### EXERCISE DETAILS
Quote the whole listing exactly. Leave the pictures out of your copy.

### DATA LINES
+ + + + + + +
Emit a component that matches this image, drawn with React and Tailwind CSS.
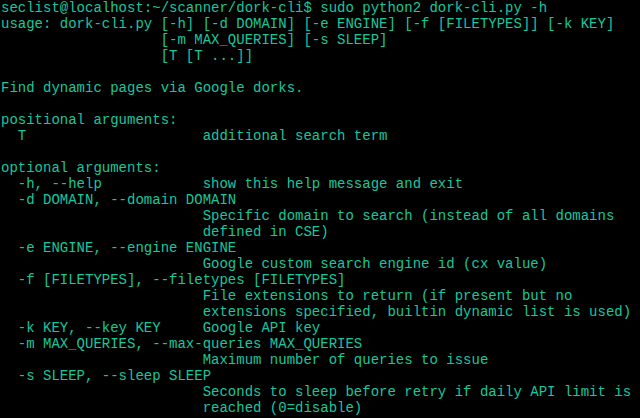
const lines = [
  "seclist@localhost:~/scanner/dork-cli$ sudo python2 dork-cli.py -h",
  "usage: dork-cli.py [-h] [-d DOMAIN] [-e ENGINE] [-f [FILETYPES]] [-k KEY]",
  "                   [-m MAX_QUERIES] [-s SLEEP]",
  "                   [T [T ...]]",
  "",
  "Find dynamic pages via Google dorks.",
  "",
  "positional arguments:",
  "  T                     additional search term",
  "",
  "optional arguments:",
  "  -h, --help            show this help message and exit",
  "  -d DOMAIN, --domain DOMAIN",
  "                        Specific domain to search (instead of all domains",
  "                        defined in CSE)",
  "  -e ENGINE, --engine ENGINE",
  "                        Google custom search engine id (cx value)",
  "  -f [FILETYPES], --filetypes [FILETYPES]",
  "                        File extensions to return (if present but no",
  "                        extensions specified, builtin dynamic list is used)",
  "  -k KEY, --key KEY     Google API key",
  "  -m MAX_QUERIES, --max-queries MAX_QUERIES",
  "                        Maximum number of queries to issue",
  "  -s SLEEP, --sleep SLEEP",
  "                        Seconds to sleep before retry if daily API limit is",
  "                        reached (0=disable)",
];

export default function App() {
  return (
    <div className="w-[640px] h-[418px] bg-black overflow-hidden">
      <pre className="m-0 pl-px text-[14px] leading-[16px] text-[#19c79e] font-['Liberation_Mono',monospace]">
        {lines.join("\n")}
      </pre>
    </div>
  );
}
+ + + + + + +
### REPLY
Emit a component that matches this image, drawn with React and Tailwind CSS.
const lines = [
  "seclist@localhost:~/scanner/dork-cli$ sudo python2 dork-cli.py -h",
  "usage: dork-cli.py [-h] [-d DOMAIN] [-e ENGINE] [-f [FILETYPES]] [-k KEY]",
  "                   [-m MAX_QUERIES] [-s SLEEP]",
  "                   [T [T ...]]",
  "",
  "Find dynamic pages via Google dorks.",
  "",
  "positional arguments:",
  "  T                     additional search term",
  "",
  "optional arguments:",
  "  -h, --help            show this help message and exit",
  "  -d DOMAIN, --domain DOMAIN",
  "                        Specific domain to search (instead of all domains",
  "                        defined in CSE)",
  "  -e ENGINE, --engine ENGINE",
  "                        Google custom search engine id (cx value)",
  "  -f [FILETYPES], --filetypes [FILETYPES]",
  "                        File extensions to return (if present but no",
  "                        extensions specified, builtin dynamic list is used)",
  "  -k KEY, --key KEY     Google API key",
  "  -m MAX_QUERIES, --max-queries MAX_QUERIES",
  "                        Maximum number of queries to issue",
  "  -s SLEEP, --sleep SLEEP",
  "                        Seconds to sleep before retry if daily API limit is",
  "                        reached (0=disable)",
];

export default function App() {
  return (
    <div className="w-[640px] h-[418px] bg-black overflow-hidden">
      <pre className="m-0 pl-px text-[14px] leading-[16px] text-[#19c79e] font-['Liberation_Mono',monospace]">
        {lines.join("\n")}
      </pre>
    </div>
  );
}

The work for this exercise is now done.